I helped out and later Mr. McNabb approached me and
suggested quite strongly that I go to his boss and
ask for a raise.
At first I was reluctant because I knew what the
answer would be. But that wasn’t the point. I
reflected on the message that the department had
given me: that I wasn’t good enough to have the
job. Yet, I was more than capable of doing the
job and proved it by getting them out of the jam.
Realizing that helped me find the courage to go
upstairs to Mr. McNabb’s boss’ office and ask for
a raise. He said no and it would be eight months
before I got one. But Mr. McNabb went to his boss
and told him that what they did to me was wrong and
to go ahead and give me the raise. And I got it!
My feelings of worthiness shot up immediately.
So, how do you overcome feelings of worthlessness?

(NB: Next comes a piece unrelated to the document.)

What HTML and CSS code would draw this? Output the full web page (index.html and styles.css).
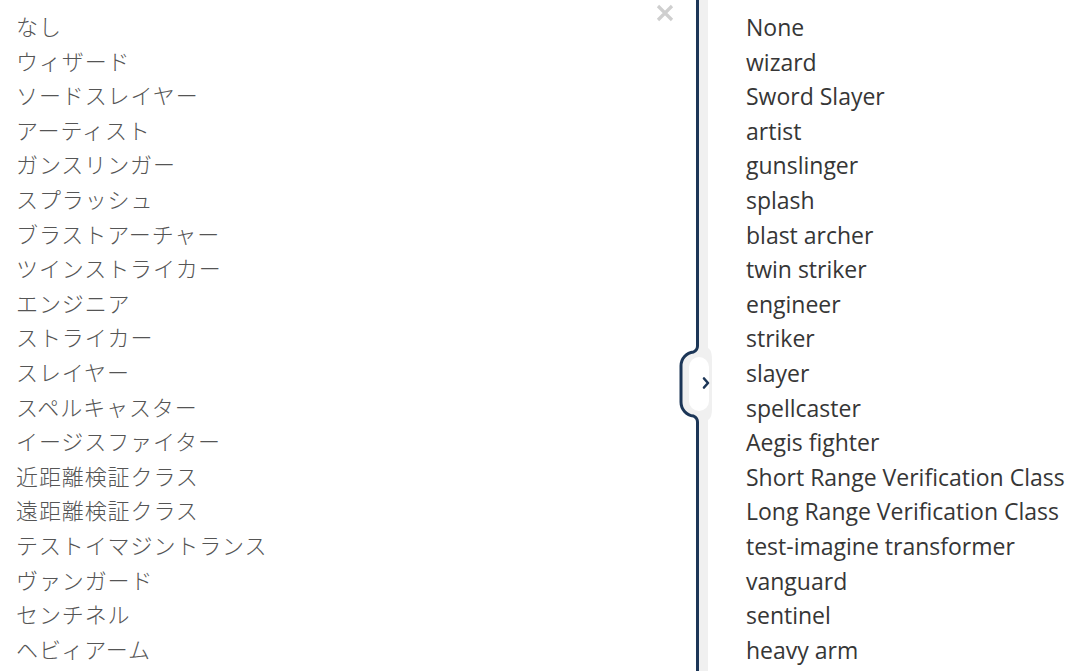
FILE: index.html
```html
<!DOCTYPE html>
<html lang="ja">
<head>
<meta charset="utf-8">
<link rel="stylesheet" href="styles.css">
</head>
<body>
<div class="page">
  <div class="pane left">
    <ul class="list ja">
      <li>なし</li>
      <li>ウィザード</li>
      <li>ソードスレイヤー</li>
      <li>アーティスト</li>
      <li>ガンスリンガー</li>
      <li>スプラッシュ</li>
      <li>ブラストアーチャー</li>
      <li>ツインストライカー</li>
      <li>エンジニア</li>
      <li>ストライカー</li>
      <li>スレイヤー</li>
      <li>スペルキャスター</li>
      <li>イージスファイター</li>
      <li>近距離検証クラス</li>
      <li>遠距離検証クラス</li>
      <li>テストイマジントランス</li>
      <li>ヴァンガード</li>
      <li>センチネル</li>
      <li>ヘビィアーム</li>
    </ul>
    <button class="close" aria-label="close">
      <svg width="18" height="18" viewBox="0 0 18 18"><path d="M2 2 L16 16 M16 2 L2 16" stroke="#cfcfcf" stroke-width="3.2" stroke-linecap="butt"/></svg>
    </button>
  </div>
  <div class="divider">
    <svg class="handle" width="48" height="96" viewBox="0 0 48 96">
      <path d="M26.5 0 V10 C26.5 14 24.5 15 22.5 16 A14 14 0 0 0 10 30 V66 A14 14 0 0 0 22.5 80 C24.5 81 26.5 82 26.5 86 V96 L37 96 V84 C40 82 41 79 41 72 V24 C41 17 40 14 37 12 V0 Z" fill="#f0f0f0"/>
      <path d="M26.5 0 V10 C26.5 14 24.5 15 22.5 16 A14 14 0 0 0 10 30 V66 A14 14 0 0 0 22.5 80 C24.5 81 26.5 82 26.5 86 V96" fill="none" stroke="#1c3657" stroke-width="3"/>
      <rect x="18" y="21" width="20" height="54" rx="10" fill="#fff"/>
      <path d="M33 42.5 L37 47 L33 51.5" fill="none" stroke="#1c3657" stroke-width="2.6" stroke-linecap="round" stroke-linejoin="round"/>
    </svg>
  </div>
  <div class="pane right">
    <ul class="list en">
      <li>None</li>
      <li>wizard</li>
      <li>Sword Slayer</li>
      <li>artist</li>
      <li>gunslinger</li>
      <li>splash</li>
      <li>blast archer</li>
      <li>twin striker</li>
      <li>engineer</li>
      <li>striker</li>
      <li>slayer</li>
      <li>spellcaster</li>
      <li>Aegis fighter</li>
      <li>Short Range Verification Class</li>
      <li>Long Range Verification Class</li>
      <li>test-imagine transformer</li>
      <li>vanguard</li>
      <li>sentinel</li>
      <li>heavy arm</li>
    </ul>
  </div>
</div>
</body>
</html>
```

FILE: styles.css
```css
html, body {
  margin: 0;
  padding: 0;
  background: #fff;
  height: 100%;
  overflow: hidden;
}

.page {
  display: flex;
  height: 100vh;
}

.pane {
  position: relative;
}

.left {
  width: 696px;
  box-sizing: border-box;
  padding: 8px 0 0 16px;
}

.right {
  flex: 1;
  padding: 10px 0 0 38px;
}

.list {
  list-style: none;
  margin: 0;
  padding: 0;
}

.list li {
  height: 34.6px;
  line-height: 34.6px;
  white-space: nowrap;
}

.ja {
  font-family: "Noto Sans CJK JP", sans-serif;
  font-weight: 300;
  font-size: 22px;
  letter-spacing: 0.9px;
  color: #555;
}

.en {
  font-family: "Open Sans", sans-serif;
  font-size: 23px;
  color: #363636;
}

.close {
  position: absolute;
  top: 4px;
  left: 656px;
  background: none;
  border: 0;
  padding: 0;
  width: 18px;
  height: 18px;
}

.divider {
  position: relative;
  width: 9px;
  border-left: 3px solid #1c3657;
  background: #f0f0f0;
}

.handle {
  position: absolute;
  left: -28px;
  top: 336px;
}
```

Let me share 3 things that have helped me
tremendously.
*Affirmations: If you are told over and over by
yourself or others that you’re worthless and no
good, you start to believe it. It’s reasonable to
conclude that it works the opposite way as well.
If you tell yourself or others tell you that you
are a worthy person over and over, then you will
start to believe that also. A lot of us got
negative programming from our families, teachers,
etc. And we’ve started to believe it. But it’s
not too late. Sometimes the only nurturing we
receive is from ourselves.
Affirmations are short, simple statements “that
proclaim a fact in no uncertain terms,” according
to Mark Towers, author of “Self-Esteem: The Power
to Be Your Best.” Affirmations should be clear,
concise, positive and in the present tense (“I am…”
instead of “I will…”). Don’t underestimate the
power of affirmations because of their simplicity.
Affirmations are one of the most effective
techniques I have used to bring about positive
changes in my life.
One of the affirmations I used was “I am a worthy
person.” I wrote it on a 3 x 5 index card and read
it or said it aloud or silently every chance I got,
morning, noon and night and all the times in
between. Other good ones are “I deserve the best
that life has to offer.” “I deserve to have good
things in my life.”
The affirmations may sound awkward at first. You
may not believe what you’re saying at first, but
don’t give up! Use them consistently. Keep saying
them until they sink down deeply into your
subconscious.
*Remember the scene in the miniseries “Roots”
where Kunta Kinte holds his baby daughter up toward
the sky and says, “Behold the only thing greater
than yourself”? Well, I’m not going to attempt to
hold you up like the baby! But I do want you to
remember that the Creator and his heavenly
creations are the only things greater than you.
Every human on the planet is imperfect and going
to die some day. No amount of money, education,
or status is going to change that. And that puts
us all on the same level. Now, I know there are
people out there who don’t see it that way, but
that’s how I see it. You are an individual who
is special and unique. You are just as important
as anybody else. You are capable of achieving
great things if you choose to do so.
*Face your fears by taking action. Even though I
have spent years working on feeling worthy, I still
have a problem with it. When I found out that one
of the sane ways to build traffic for an Internet
business is to write articles and submit them to
article banks, my unworthy feelings kicked in and
I ran the other way. I didn’t feel that my writing
was good enough. What if nobody wants to publish
my articles? I did almost every insane thing to
get traffic in order to keep from facing my fear.
I submitted my web site to classified ads, FFA
pages, and bulletin boards. Nothing worked. I
had to face the inevitable. And you know what?
I finally concluded that whether my articles are
ever published by anyone else is irrelevant. The
important thing was to face these feelings head-on
and do it. So, I wrote articles and put them out
there. And because I did it, I am transformed
forever, just like when I asked for the raise.
I will not insult your intelligence by telling you
that it’s easy and all you have to do is “believe.”
I wish it were that simple. But if you
consistently work at it, one day your feelings
of worthlessness will be gone forever.